EXERCISE OBJECTIVE.
Return each line that holds the word "styles".

[START OF STORED DATA]

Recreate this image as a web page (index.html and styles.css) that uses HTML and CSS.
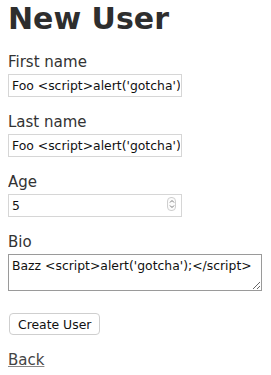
FILE: index.html
```html
<!DOCTYPE html>
<html lang="en">
<head>
    <meta charset="UTF-8">
    <meta name="viewport" content="width=device-width, initial-scale=1.0">
    <title>New User</title>
    <link rel="stylesheet" href="styles.css">
</head>
<body>
    <h1>New User</h1>

    <form class="user-form">
        <div class="field">
            <label for="first-name">First name</label>
            <input type="text" id="first-name" value="Foo <script>alert('gotcha')</script>">
        </div>

        <div class="field">
            <label for="last-name">Last name</label>
            <input type="text" id="last-name" value="Foo <script>alert('gotcha')</script>">
        </div>

        <div class="field">
            <label for="age">Age</label>
            <div class="number-wrap">
                <input type="number" id="age" value="5">
                <span class="spinner">
                    <svg width="6" height="10" viewBox="0 0 6 10">
                        <path d="M1 3.5 L3 1.5 L5 3.5" fill="none" stroke="#777" stroke-width="1"/>
                        <path d="M1 6.5 L3 8.5 L5 6.5" fill="none" stroke="#777" stroke-width="1"/>
                    </svg>
                </span>
            </div>
        </div>

        <div class="field">
            <label for="bio">Bio</label>
            <textarea id="bio">Bazz <script>alert('gotcha');</script></textarea>
        </div>

        <div class="actions">
            <button type="button">Create User</button>
        </div>
    </form>

    <a class="back-link" href="#">Back</a>
</body>
</html>
```

FILE: styles.css
```css
body {
    margin: 0 8px;
    font-family: "DejaVu Sans", Verdana, sans-serif;
    font-size: 15px;
    color: #333;
    background: #fff;
}

h1 {
    margin: 1px 0 16px;
    font-size: 30px;
    line-height: 36px;
    font-weight: bold;
    color: #2e2e2e;
}

.user-form {
    margin: 0;
}

.field {
    margin-bottom: 16px;
}

.field label {
    display: block;
    line-height: 18px;
    margin-bottom: 3px;
}

.field input,
.field textarea {
    display: block;
    box-sizing: border-box;
    margin: 0;
    font-family: "DejaVu Sans", Verdana, sans-serif;
    font-size: 12.4px;
    color: #111;
    background: #fff;
    outline: none;
}

.field input {
    width: 174px;
    height: 23px;
    padding: 0 1px 0 3px;
    border: 1px solid #d6d6d6;
}

.number-wrap {
    position: relative;
    width: 174px;
}

.number-wrap input {
    -moz-appearance: textfield;
    appearance: textfield;
}

.number-wrap input::-webkit-inner-spin-button,
.number-wrap input::-webkit-outer-spin-button {
    -webkit-appearance: none;
    margin: 0;
}

.spinner {
    position: absolute;
    top: 3px;
    left: 159px;
    width: 9px;
    height: 14px;
    box-sizing: border-box;
    border: 1px solid #cfcfcf;
    border-radius: 4px;
    display: flex;
    align-items: center;
    justify-content: center;
    background: #fbfbfb;
}

.field textarea {
    width: 254px;
    height: 37px;
    padding: 4px 3px;
    border: 1px solid #9a9a9a;
    line-height: 14px;
    resize: both;
}

.actions {
    padding-top: 6px;
    margin-bottom: 16px;
}

.actions button {
    margin: 0 0 0 1px;
    height: 22px;
    padding: 0 8px;
    font-family: "DejaVu Sans", Verdana, sans-serif;
    font-size: 12.4px;
    color: #111;
    background: #fff;
    border: 1px solid #cfcfcf;
    border-radius: 4px;
}

.back-link {
    display: block;
    width: max-content;
    line-height: 18px;
    color: #444;
    text-decoration: underline;
    text-decoration-color: #888;
}
```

[END OF STORED DATA]

FINAL ANSWER.
Recreate this image as a web page (index.html and styles.css) that uses HTML and CSS.
    <link rel="stylesheet" href="styles.css">
FILE: styles.css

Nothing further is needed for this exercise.